Wine 101 — Wine, Weather and Song

Like many, my taste preferences when it comes to wine change with the weather. On hotter days I prefer white, pink or sparkling wine, while on cooler days I reach for the red. This past weekend I got a good lesson — a Wine 101 of my own, if you will — on how most people’s tastes for wine also change with the weather.

This weekend was Winnipeg’s inaugural Interstellar Rodeo, a music festival featuring Sarah McLachlan, Blue Rodeo, Dwight Yoakam, July Talk, Vance Joy, Tanya Tagaq and many more. After four successful years in Edmonton, the fest expanded to Winnipeg this year (and by all accounts was pretty darn fantastic).

The festival has a big food-and-wine component, and I was asked to be the wine curator — meaning I chose a wine to be paired with each artist, which was then for sale by the glass while that artist performed.

My main lesson (as I fretted in the back of the bar tent about whether people would buy into/dig the pairings), was the wines did better or worse depending in large part on the weather.

Both Friday and Saturday at the fest were scorchers — temperatures climbed into the mid-30s — while Sunday was decidedly cooler, only reaching the low 20s.

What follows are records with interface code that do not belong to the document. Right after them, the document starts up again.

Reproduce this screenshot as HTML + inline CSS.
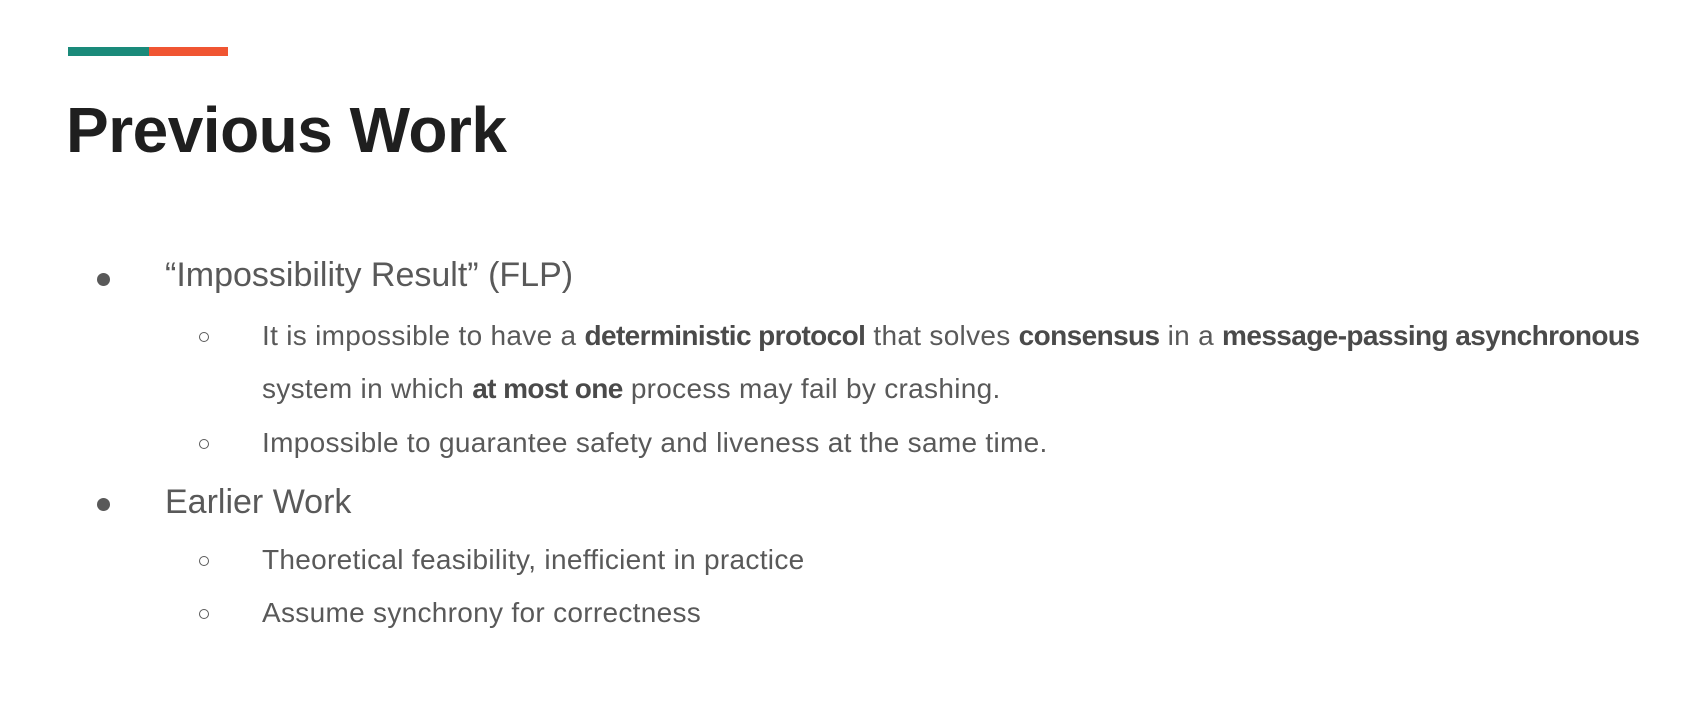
<!DOCTYPE html>
<html><head><meta charset="utf-8"><style>
body{margin:0;width:1698px;height:708px;background:#fff;position:relative;overflow:hidden;font-family:"Liberation Sans",sans-serif;}
.a{position:absolute;white-space:nowrap;}
.t{color:#1f1f1f;font-weight:bold;font-size:64px;letter-spacing:-0.5px;}
.l1{color:#595959;font-size:34px;}
.l2{color:#595959;font-size:28px;letter-spacing:0.3px;}
b{color:#4a4a4a;letter-spacing:-0.6px;}
.dot{position:absolute;width:13px;height:13px;border-radius:50%;background:#595959;}
.circ{position:absolute;width:8px;height:8px;border-radius:50%;border:1.3px solid #595959;}
</style></head><body>
<div class="a" style="left:68px;top:47px;width:81px;height:9px;background:#1a8a7a"></div>
<div class="a" style="left:149px;top:47px;width:79px;height:9px;background:#f05532"></div>
<div class="a t" style="left:66px;top:130px;line-height:0">Previous Work</div>

<div class="dot" style="left:97px;top:273px"></div>
<div class="a l1" style="left:165px;top:275px;line-height:0">“Impossibility Result” (FLP)</div>

<div class="circ" style="left:199px;top:332px"></div>
<div class="a l2" style="left:262px;top:336px;line-height:0">It is impossible to have a <b>deterministic protocol</b> that solves <b>consensus</b> in a <b>message-passing asynchronous</b></div>
<div class="a l2" style="left:262px;top:389px;line-height:0">system in which <b>at most one</b> process may fail by crashing.</div>
<div class="circ" style="left:199px;top:439px"></div>
<div class="a l2" style="left:262px;top:443px;line-height:0">Impossible to guarantee safety and liveness at the same time.</div>

<div class="dot" style="left:97px;top:498px"></div>
<div class="a l1" style="left:165px;top:502px;line-height:0">Earlier Work</div>

<div class="circ" style="left:199px;top:556px"></div>
<div class="a l2" style="left:262px;top:560px;line-height:0">Theoretical feasibility, inefficient in practice</div>
<div class="circ" style="left:199px;top:609px"></div>
<div class="a l2" style="left:262px;top:613px;line-height:0">Assume synchrony for correctness</div>
</body></html>
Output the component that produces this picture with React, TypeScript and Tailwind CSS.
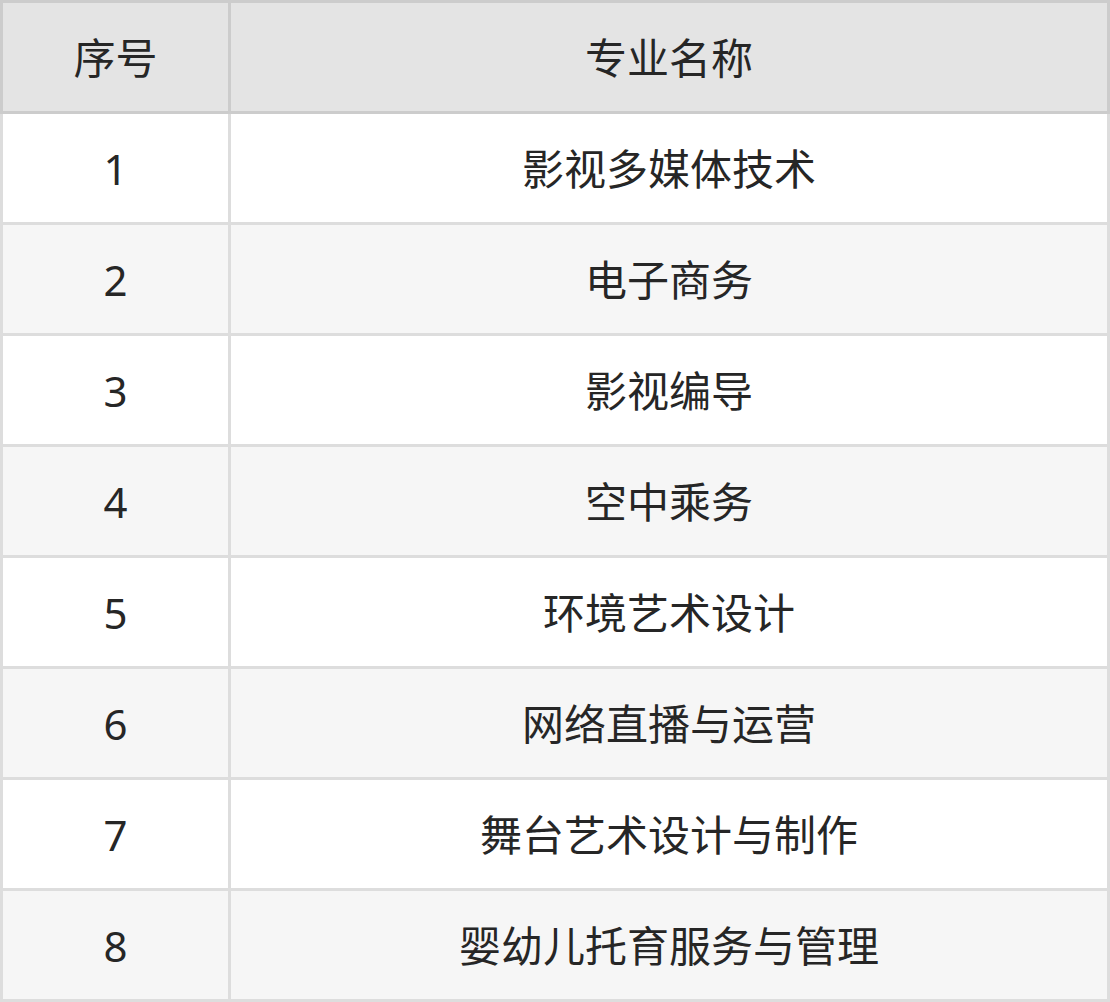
import React from "react";

const rows = [
  "影视多媒体技术",
  "电子商务",
  "影视编导",
  "空中乘务",
  "环境艺术设计",
  "网络直播与运营",
  "舞台艺术设计与制作",
  "婴幼儿托育服务与管理",
];

export default function App() {
  return (
    <div
      className="w-[1110px] flex flex-col text-[#262626] text-[42px]"
      style={{ fontFamily: '"Noto Sans", "Noto Sans CJK SC", sans-serif' }}
    >
      <div className="flex h-[114px] border-3 border-[#cccccc] bg-[#e4e4e4]">
        <div className="w-[228px] border-r-3 border-[#cccccc] flex items-center justify-center">序号</div>
        <div className="flex-1 flex items-center justify-center">专业名称</div>
      </div>
      {rows.map((name, i) => (
        <div
          key={i}
          className={`flex h-[111px] border-x-3 border-b-3 border-[#dddddd] ${i % 2 === 0 ? "bg-white" : "bg-[#f6f6f6]"}`}
        >
          <div className="w-[228px] border-r-3 border-[#dddddd] flex items-center justify-center">{i + 1}</div>
          <div className="flex-1 flex items-center justify-center">{name}</div>
        </div>
      ))}
    </div>
  );
}
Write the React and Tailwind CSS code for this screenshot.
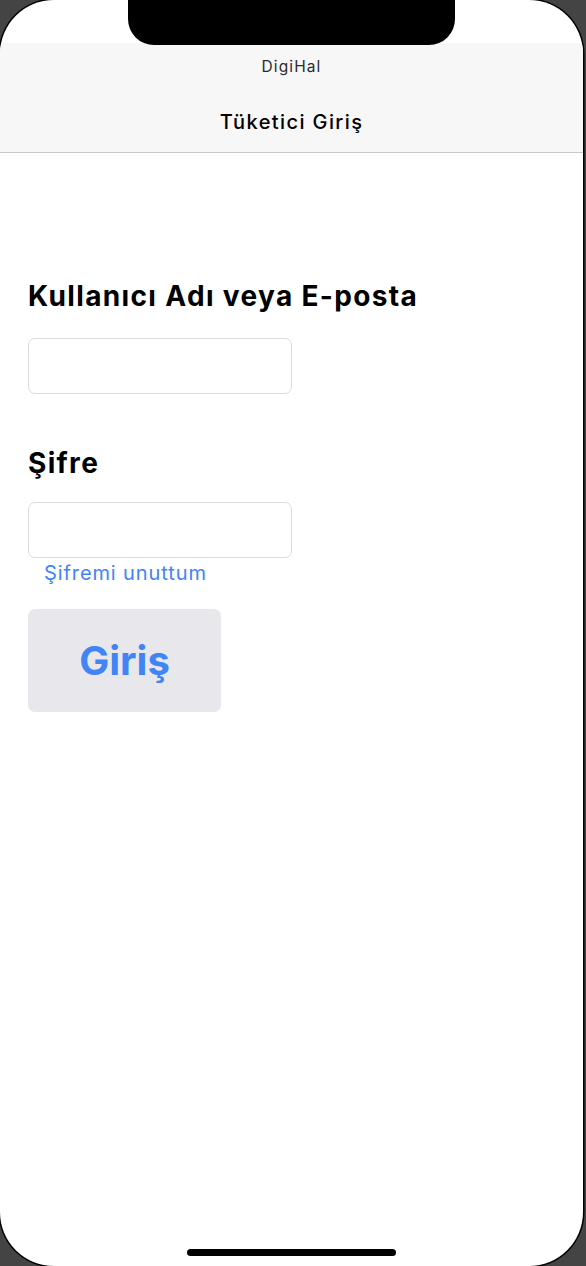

The Niagara Cabernet-Merlot blend I chose to go with singer-songwriter Hawksley Workman ended up being a bit of a dud with the crowd — it was a sunny Friday evening, too hot for a weighty red. But the most popular wine of the weekend, a not-too-dissimilar Coonawarra Cabernet-Shiraz I paired with up-and-coming Aussie artist Vance Joy, sold out in short order. The main difference? Joy played Sunday, when it was about 15 degrees cooler.

It wasn’t just the red wines that were affected either. On the steamy Friday night, I had chosen an unoaked Washington State Chardonnay to pair with Sarah McLachlan, and it sold out. Meanwhile, I had chosen an Ontario unoaked Chardonnay for Sunday night headliners Blue Rodeo, and it didn’t sell nearly as well, despite the fact there were more people there Sunday than there were Friday.

Obviously I couldn’t have predicted the weather months in advance, and I had to pick both whites and reds to keep folks happy. But I guess the Wine 101 out of all of this, mainly for me — is that I’m not the only one whose wine preferences change based on the weather.